I don't buy into the idea that users are not entitled to the functionality
that they now enjoy just because it is somehow tainted by having once been
provided by NAT.  If you are claiming that there is just no way to deliver
that functionality with a network that is *not* poorly designed then I think
you have to reconsider your definition of "poorly."

|> NAT was not as painful as it was supposed to be.
|> For most users, NAT was empowering.  Anyone--even an insignificant 
|> residential
|> client--could hook up an entire network of their own.
|
|But this entire network only enjoys a subset of the capabilities of a 
|network connected without NAT.

Your statement is extremely misleading, comparing apples and turnips.  It
is true that _a_ network connected without NAT enjoys a slightly larger
set of capabilities (though they are capabilities that are not important
to the typical NAT user) than the same network connected with NAT.  But the
residential client in question typically does not have the opportunity to
connect _her_ network without NAT because her ISP provides only one dynamic
IP address.  The correct comparison, then, is between a NAT-connected network
and a network that is not connected to the internet at all.  Which one enjoys
greater capability?

|Application builders are bending over 
|backwards to work within those limits, which costs time and money and 
|isn't 100% successful.

Even if this were true, it merely proves that the market will bend over
backwards to accommodate the functional requirements of the users.  This
is a valuable lesson that we should take to heart.  We cannot ignore those
requirements with impunity.  But why did you bring this up at all?  It seems
to be part of the argument that NAT is bad (and by the way, I agree that NAT
is bad--it just happens to be better than all the alternatives) and therefore
we need not provide any of the good things that NAT offers.  Why can't we
provide a protocol that offers the same benefits that NAT offers but which does
not require application builders to bend over backwards?

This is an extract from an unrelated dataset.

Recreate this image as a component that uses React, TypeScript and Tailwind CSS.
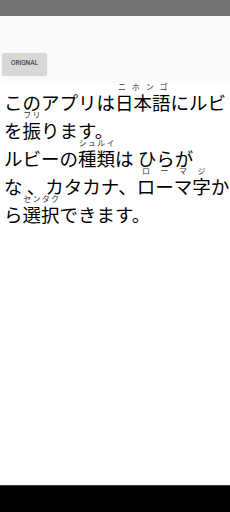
import React from "react";

const R = ({ b, t }: { b: string; t: string }) => (
  <span className="relative inline-block">
    {b}
    <span className="absolute left-0 right-0 top-[-6px] flex justify-around text-[8px] leading-[9px] text-[#333]">
      {t.split("").map((c, i) => (
        <span key={i}>{c}</span>
      ))}
    </span>
  </span>
);

export default function App() {
  return (
    <div
      className="w-[230px] h-[512px] flex flex-col bg-white overflow-hidden"
      style={{ fontFamily: '"Noto Sans CJK JP", "Noto Sans", sans-serif' }}
    >
      <div className="h-[16px] bg-[#737373] shrink-0" />
      <div className="h-[67px] bg-[#fafafa] shrink-0 flex items-end px-[2px] pb-[8px]">
        <div
          className="w-[45px] h-[22px] bg-[#d6d7d7] rounded-[2px] flex items-center justify-center text-[6.5px] text-[#222] shadow-[0_1px_1px_rgba(0,0,0,0.15)]"
          style={{ fontFamily: 'Roboto, "Liberation Sans", sans-serif' }}
        >
          ORIGNAL
        </div>
      </div>
      <div className="flex-1 px-[4px] pt-[5px] text-[18.5px] text-black whitespace-nowrap flex flex-col">
        <div className="h-[28px] leading-[28px]">
          このアプリは<R b="日本語" t="ニホンゴ" />にルビ
        </div>
        <div className="h-[28px] leading-[28px]">
          を<R b="振" t="フリ" />ります。
        </div>
        <div className="h-[28px] leading-[28px]">
          ルビーの<R b="種類" t="シュルイ" />は ひらが
        </div>
        <div className="h-[28px] leading-[28px]">
          な 、カタカナ、<R b="ローマ字" t="ローマジ" />か
        </div>
        <div className="h-[28px] leading-[28px]">
          ら<R b="選択" t="センタク" />できます。
        </div>
      </div>
      <div className="h-[27px] shrink-0 bg-black border-t border-[#3a3a3a]" />
    </div>
  );
}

|But this discussion is moot as there is no requirement that IETF 
|protocols are adopted by 100% of all internet-connected systems.

Wow.  If that renders this discussion moot, wouldn't it render any discussion
of anything moot?

|> It would be interesting to take a poll of people whose ISPs do not 
|> offer
|> a globally routable IPv4 address
|
|That is impossible as ISPs by definition offer access to the internet 
|which means providing globally routable addresss space.  So such an SP 
|wouldn't be an _I_SP.

Wow.  I know this whole topic is sensitive, but resorting to acronym games?

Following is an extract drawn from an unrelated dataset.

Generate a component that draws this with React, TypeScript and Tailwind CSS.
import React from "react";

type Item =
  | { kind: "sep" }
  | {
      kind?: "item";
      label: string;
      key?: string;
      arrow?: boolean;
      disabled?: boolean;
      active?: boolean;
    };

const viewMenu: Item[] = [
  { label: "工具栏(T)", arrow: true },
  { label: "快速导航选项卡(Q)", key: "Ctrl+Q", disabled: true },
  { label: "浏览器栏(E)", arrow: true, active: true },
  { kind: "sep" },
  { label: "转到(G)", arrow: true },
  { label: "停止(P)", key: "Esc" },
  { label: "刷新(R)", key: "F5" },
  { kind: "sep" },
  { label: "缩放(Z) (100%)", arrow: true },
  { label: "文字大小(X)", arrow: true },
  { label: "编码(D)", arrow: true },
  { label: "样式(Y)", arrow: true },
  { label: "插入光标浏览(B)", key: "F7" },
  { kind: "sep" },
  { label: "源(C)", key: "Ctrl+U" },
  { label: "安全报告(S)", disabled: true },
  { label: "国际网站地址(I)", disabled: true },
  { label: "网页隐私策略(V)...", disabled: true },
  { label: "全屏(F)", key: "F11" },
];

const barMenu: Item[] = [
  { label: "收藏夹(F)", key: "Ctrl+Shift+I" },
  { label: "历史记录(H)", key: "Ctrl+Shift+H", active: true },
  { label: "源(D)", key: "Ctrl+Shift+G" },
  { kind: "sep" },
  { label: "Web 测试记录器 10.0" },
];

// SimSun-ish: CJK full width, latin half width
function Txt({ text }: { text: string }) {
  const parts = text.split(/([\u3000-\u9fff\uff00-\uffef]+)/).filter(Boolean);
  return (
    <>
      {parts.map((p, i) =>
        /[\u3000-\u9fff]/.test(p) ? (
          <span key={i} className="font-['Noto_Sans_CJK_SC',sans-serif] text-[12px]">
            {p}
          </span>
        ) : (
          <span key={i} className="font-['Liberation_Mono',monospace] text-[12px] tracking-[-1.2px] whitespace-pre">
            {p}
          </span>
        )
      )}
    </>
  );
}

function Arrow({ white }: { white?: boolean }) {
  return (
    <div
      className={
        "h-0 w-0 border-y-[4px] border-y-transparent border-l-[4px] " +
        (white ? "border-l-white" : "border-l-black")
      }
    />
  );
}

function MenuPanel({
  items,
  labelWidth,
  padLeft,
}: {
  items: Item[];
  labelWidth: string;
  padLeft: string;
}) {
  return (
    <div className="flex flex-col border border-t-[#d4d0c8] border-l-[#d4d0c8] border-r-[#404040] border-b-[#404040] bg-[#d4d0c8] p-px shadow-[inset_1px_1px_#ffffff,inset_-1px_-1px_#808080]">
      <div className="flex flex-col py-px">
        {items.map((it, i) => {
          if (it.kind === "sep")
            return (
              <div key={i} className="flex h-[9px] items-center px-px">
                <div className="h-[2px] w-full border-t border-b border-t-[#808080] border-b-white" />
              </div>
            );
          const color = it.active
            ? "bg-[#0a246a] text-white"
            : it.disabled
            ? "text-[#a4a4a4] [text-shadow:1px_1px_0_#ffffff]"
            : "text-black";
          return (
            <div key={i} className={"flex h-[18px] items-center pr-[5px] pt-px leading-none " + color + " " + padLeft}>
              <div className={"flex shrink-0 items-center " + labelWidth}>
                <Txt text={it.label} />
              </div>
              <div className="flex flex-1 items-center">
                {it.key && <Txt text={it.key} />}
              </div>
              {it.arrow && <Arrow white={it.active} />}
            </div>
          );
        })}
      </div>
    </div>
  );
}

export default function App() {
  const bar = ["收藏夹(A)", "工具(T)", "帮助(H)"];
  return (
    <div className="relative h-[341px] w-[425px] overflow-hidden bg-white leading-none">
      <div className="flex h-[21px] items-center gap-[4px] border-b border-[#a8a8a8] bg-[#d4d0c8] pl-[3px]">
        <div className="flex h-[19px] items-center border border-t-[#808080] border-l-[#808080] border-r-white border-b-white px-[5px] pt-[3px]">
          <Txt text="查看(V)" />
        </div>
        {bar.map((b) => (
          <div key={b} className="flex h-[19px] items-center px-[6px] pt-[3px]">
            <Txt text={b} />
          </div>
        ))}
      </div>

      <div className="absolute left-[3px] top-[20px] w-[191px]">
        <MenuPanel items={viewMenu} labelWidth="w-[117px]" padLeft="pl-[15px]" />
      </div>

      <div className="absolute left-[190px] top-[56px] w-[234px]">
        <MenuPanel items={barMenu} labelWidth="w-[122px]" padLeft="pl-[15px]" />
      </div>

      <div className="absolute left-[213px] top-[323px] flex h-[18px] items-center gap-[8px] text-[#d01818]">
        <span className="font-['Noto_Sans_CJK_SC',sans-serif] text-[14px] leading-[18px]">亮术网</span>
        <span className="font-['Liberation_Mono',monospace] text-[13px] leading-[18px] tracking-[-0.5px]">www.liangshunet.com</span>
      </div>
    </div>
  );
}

|> |will show that we will
|> |need well over 400 additional /8's to get a single address to 20% of 
|> the
|> |population outside the countries that already have one or more for 
|> 20% of
|> |theirs. This is for an HD ratio of 90% which is well in excess of the 
|> pain
|> |threashold documented in RFC3194.
|
|That's 6.4 billion addresses, a little more than four times what we 
|have available today, for no more than 1.3 billion users. Can someone 
|please explain where the other 4 addresses per user go?

I did not write the above quoted text and I have no explanation for it.